Spis treści
Główny Urząd Statystyczny prowadzi badanie koniunktury w gospodarstwie rolnym (formularz AK-R). Do 19 lipca można było wziąć w nim udział przez internet, od 22 do 31 lipca informacje będą zbierać tylko ankieterzy GUS.
Wyniki wpłyną na politykę rolną
Obowiązek udziału w badaniu mają osoby, których gospodarstwa zostały wylosowane do udziału w ankiecie.
- Celem jest pozyskanie rzetelnych danych, które zostaną wykorzystane do analizy zmian w produkcji zwierzęcej oraz oceny ogólnej sytuacji w rolnictwie - wyjaśnia GUS. - Wyniki posłużą do kształtowania polityki rolnej i żywnościowej kraju. Korzystać z nich będą instytucje rządowe i samorządowe, naukowcy, ale także sami rolnicy, dla których mogą być one wskazówką przy podejmowaniu decyzji gospodarczych.
Najgorzej w produkcji roślinnej
Badanie koniunktury w gospodarstwie rolnym prowadzone jest co pół roku. Rolnicy podsumowują ostatnie sześć miesięcy w rolnictwie i prognozują kolejne półrocze.
Co mówili pod koniec 2023 roku?
- Prowadzący produkcję roślinną ocenili koniunkturę mniej korzystnie, niż prowadzący produkcję zwierzęcą - informuje GUS.
Najbardziej narzekali plantatorzy buraków cukrowych oraz rzepaku i rzepiku.
- Największą poprawę w porównaniu z poprzednią edycją badania zanotowano w opinii producentów produktów zwierzęcych - podaje GUS.
O opłacalność produkcji nie martwili się hodowcy brojlerów, w przeciwieństwie do hodowców owiec i koni.
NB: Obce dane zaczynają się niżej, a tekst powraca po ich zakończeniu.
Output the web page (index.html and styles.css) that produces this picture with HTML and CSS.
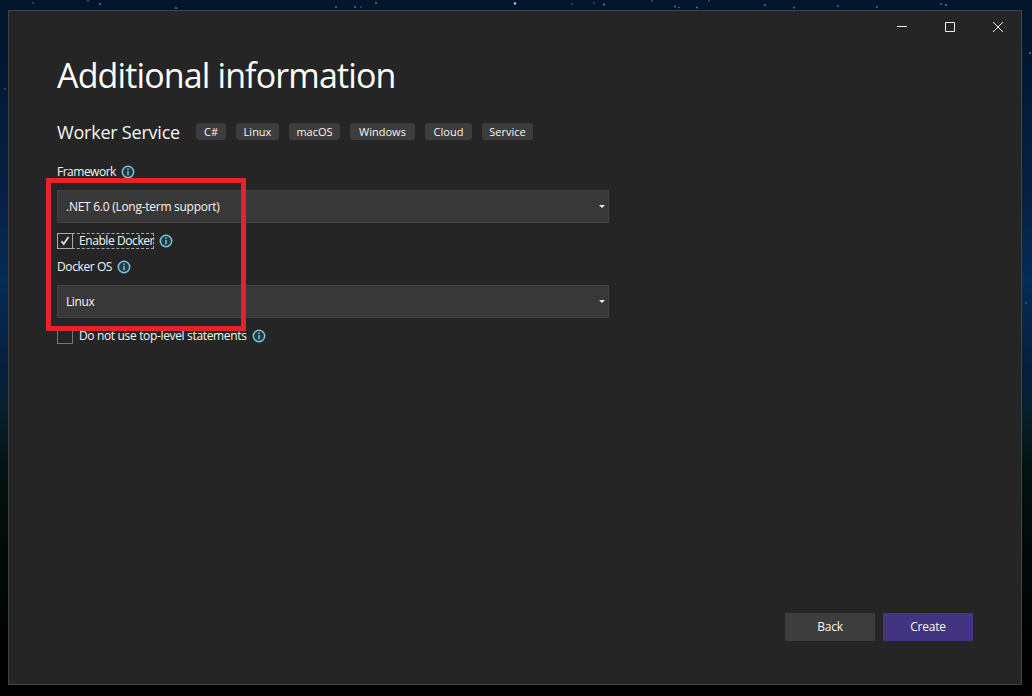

Najmniej pesymistyczni byli młodzi rolnicy (poniżej 25 lat), a także osoby będące krótko w tym fachu (2-5 lat).
W 2023 r. większość gospodarstw rolnych utrzymywała się z dochodów własnych, a drugim źródłem finansowania była pomoc unijna.
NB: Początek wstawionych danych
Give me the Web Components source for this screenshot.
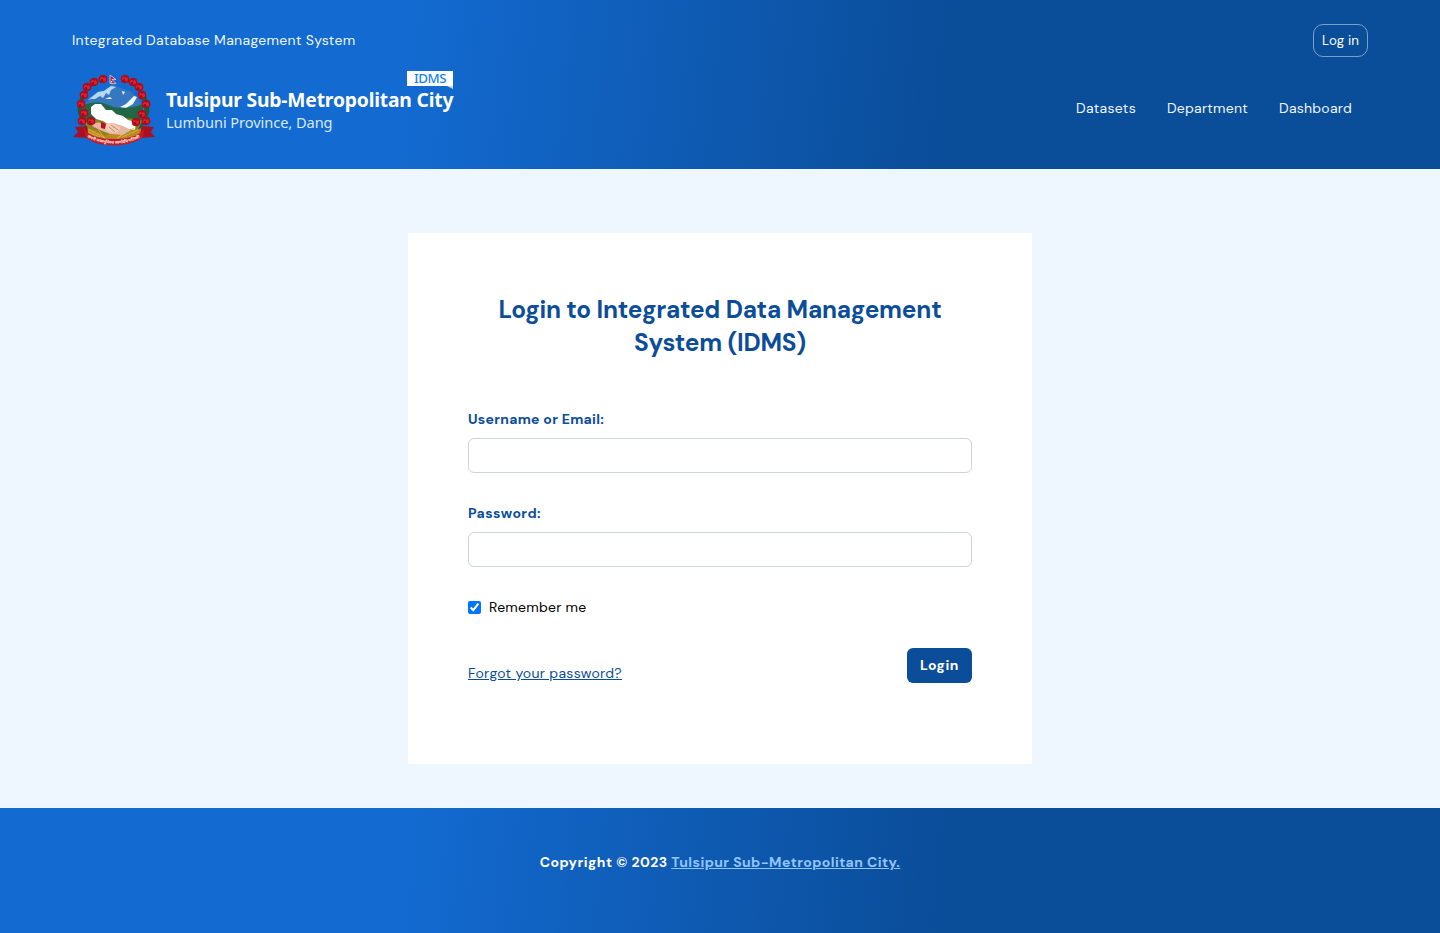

- Około 51 procent ankietowanych wskazało wsparcie unijne jako najważniejszy czynnik sprzyjający rozwojowi gospodarstw rolnych - informuje GUS.
Spośród czynników ograniczających, najczęściej podawano niskie ceny zbytu oraz wysokie koszty produkcji.
Obawiają się skutków wojny
Ankietowani dostrzegają, że wiele ich problemów wynika z wojny na Ukrainie.
- W ostatniej edycji badania 30,7 procent wszystkich użytkowników wskazało, że wojna na Ukrainie miała poważny wpływ na funkcjonowanie ich gospodarstw - uściśla GUS. - Natomiast 21 procent respondentów wskazało ją jako czynnik zagrażający stabilności ich gospodarstw.
GUS zwraca uwagę na to, że odsetek rolników, którzy obawiają się skutków wojny dla swoich gospodarstw sukcesywnie rośnie.
- Na koniec 2022 roku wynosił 16,9 procent, a w połowie 2023 roku 19,5 procent - podaje GUS.